Before Reading the Book:

  • Preview the Story – Read aloud the title of the story. Next, explain to your child that it is about a little red hen who asks her animal friends to help her make bread. Then ask the following questions:
    • Have you ever helped to cook or bake something?
    • Who did you help? What did you cook or bake?
  • Show the cover of the book and point to the words as you read the title. Name the author and illustrator aloud. Define and explain the terms author and illustrator.

While Reading the Book:

  • Pause reading when the little red hen asks who will help her plant the wheat, who will help her bake the bread, etc. Ask your child to predict what the little red hen’s friends will say.
  • Pause reading when the little red hen asks her friends if they will help her eat the bread. Ask your child what they think her friends will say? Ask your child what they think the little red hen will do (i.e. share or not share)?

After Reading the Book:

  • Ask and discuss the following questions with your child:
    • Have you ever helped to cook or bake something?
    • What did you think of the story? What part did you like best?
    • Why do you think the little red hen’s friends didn’t want to help her? What were they doing while the little red hen was working?
    • What do you think the little red hen’s friends will do the next time she asks them to help? Why do you think that?
    • What would you do if your friend asked you to help make something?
  • As an extension activity at the end of the story, explain that one way to let someone know how you feel about their help is with a thank-you card. Model the process by writing a thank you card to someone who has helped you, preferably someone your child knows. As you write, talk about the parts of a letter (greeting, message, and closing). Think aloud as you write your message. Write the helper’s name and address on an envelope and show your child how to put the card in the envelope. Encourage children to think about a friend or grownup who has helped them and whom they would like to thank. Your child can draw and write or dictate their thank-you messages to you. Help them write their names at the end, place their letters in an envelope and write their helper’s name on it. Talk to your child about how they can deliver their thank-you notes.

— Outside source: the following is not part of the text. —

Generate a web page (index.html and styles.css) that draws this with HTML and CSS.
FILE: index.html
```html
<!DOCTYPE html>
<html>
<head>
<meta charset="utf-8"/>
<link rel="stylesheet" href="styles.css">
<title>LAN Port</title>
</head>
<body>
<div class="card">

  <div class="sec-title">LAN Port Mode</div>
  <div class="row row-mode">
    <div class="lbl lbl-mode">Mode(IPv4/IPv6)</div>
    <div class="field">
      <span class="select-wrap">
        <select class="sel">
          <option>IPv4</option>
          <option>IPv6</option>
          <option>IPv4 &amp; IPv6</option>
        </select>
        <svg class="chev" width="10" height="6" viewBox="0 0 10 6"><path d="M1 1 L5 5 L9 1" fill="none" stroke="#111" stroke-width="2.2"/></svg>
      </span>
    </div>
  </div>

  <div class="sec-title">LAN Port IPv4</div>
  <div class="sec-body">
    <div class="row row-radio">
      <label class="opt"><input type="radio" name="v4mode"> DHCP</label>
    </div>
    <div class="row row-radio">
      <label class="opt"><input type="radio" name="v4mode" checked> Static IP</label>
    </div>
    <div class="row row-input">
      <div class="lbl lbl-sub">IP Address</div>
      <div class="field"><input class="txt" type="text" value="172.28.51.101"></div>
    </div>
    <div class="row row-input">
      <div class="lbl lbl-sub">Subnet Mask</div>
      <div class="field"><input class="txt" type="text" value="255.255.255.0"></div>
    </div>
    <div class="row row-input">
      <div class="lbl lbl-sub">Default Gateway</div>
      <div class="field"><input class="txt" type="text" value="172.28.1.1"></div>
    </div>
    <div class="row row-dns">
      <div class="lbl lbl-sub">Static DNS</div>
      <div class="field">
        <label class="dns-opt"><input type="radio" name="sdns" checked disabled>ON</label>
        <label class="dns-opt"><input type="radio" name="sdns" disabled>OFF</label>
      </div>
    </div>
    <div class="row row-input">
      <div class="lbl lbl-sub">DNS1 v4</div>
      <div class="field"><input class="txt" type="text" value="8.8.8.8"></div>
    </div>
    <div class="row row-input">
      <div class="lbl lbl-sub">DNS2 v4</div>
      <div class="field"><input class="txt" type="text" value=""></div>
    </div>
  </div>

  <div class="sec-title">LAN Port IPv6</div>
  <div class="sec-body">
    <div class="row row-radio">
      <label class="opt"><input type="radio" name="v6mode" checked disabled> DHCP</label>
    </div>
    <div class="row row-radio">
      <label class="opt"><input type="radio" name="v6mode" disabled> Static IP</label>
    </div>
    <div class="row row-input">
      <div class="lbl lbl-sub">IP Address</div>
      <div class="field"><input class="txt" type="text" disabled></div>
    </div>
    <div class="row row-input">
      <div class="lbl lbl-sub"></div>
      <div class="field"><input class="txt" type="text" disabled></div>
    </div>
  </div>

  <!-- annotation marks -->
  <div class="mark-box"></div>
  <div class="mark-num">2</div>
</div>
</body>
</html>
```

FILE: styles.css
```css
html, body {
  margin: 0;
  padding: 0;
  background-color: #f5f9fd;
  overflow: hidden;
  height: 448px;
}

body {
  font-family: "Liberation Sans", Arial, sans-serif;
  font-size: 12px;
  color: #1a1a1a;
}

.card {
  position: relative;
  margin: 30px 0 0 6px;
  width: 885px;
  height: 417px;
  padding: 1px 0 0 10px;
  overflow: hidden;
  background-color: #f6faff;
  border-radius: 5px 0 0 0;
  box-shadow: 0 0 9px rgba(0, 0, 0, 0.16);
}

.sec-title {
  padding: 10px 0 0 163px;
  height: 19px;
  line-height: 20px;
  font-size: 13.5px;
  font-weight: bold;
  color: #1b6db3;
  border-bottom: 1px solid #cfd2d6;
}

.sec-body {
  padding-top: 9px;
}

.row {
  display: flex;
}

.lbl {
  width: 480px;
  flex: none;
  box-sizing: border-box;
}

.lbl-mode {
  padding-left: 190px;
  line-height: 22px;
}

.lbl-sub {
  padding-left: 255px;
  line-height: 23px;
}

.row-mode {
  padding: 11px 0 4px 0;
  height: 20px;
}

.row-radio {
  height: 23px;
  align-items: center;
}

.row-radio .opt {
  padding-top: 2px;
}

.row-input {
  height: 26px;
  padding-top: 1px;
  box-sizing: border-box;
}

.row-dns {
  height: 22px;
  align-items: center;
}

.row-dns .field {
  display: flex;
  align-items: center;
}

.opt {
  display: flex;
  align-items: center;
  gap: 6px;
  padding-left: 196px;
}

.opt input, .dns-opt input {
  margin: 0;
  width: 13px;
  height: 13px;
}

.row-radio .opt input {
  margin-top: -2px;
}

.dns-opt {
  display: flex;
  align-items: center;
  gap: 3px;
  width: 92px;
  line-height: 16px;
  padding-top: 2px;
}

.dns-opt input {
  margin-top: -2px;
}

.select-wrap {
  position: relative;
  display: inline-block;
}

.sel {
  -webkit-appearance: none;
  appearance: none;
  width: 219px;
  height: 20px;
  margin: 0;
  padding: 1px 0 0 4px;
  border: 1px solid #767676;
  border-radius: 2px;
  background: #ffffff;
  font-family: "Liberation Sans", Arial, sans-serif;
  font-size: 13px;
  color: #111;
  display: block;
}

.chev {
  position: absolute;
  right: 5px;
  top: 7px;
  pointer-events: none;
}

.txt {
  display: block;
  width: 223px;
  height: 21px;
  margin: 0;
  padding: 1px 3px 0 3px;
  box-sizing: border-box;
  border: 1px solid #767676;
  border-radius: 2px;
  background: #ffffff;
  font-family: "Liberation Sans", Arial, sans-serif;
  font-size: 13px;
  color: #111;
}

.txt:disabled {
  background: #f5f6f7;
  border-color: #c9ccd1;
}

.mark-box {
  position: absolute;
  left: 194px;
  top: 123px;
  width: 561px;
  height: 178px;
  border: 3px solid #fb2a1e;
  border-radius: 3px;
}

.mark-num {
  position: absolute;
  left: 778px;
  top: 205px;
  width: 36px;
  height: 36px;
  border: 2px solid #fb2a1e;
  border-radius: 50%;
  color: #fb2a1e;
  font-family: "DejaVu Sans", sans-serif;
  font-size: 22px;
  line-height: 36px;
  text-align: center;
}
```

Parents, Add  A Side Dish of Literacy to Your Home:

While searching for this week’s article for parents, I stumbled upon this resource for parents/young children. I highly recommend that you check it out. Obviously, we all know the importance of limiting screen time and keeping screen time valuable. I love the Reading is Fundamental website so I was excited to find that they had a kids section. They have finger plays, short “explore” clips and other goodies for toddlers and preschoolers. I recommend exploring and using the website with your child to aid in their Web 2.0 literacy development. This past week in my graduate course we read Selecting “APP”ealing and “APP”ropriate Book Apps for Beginning Readers by Maria Cahill & Anne McGill-Franzen. If you have access to academic articles, I recommend you take the time to check it out. The article discusses how to appropriately choose book apps for beginning readers.

Finally there are signs of spring being displayed by Mother Nature in upstate New York. Because of my intense case of spring fever, I am also posting this super Summer Alphabet Book idea for parents to consider using.

Family Fun Activity:

“For the Main Dish”

The Recipe: Sweet Dinner Rolls. I realize this is not a main dish recipe but it correlates perfectly with this week’s book. Plus, it is always a terrific experience for little ones to take part in the baking process of yeast to dough to bread. And, let’s not forget the way freshly baked bread makes your home smell. #devine I make these dinner rolls religiously. They are superb and pretty much fail proof. If you eat one with real butter and honey, I promise you will want a second.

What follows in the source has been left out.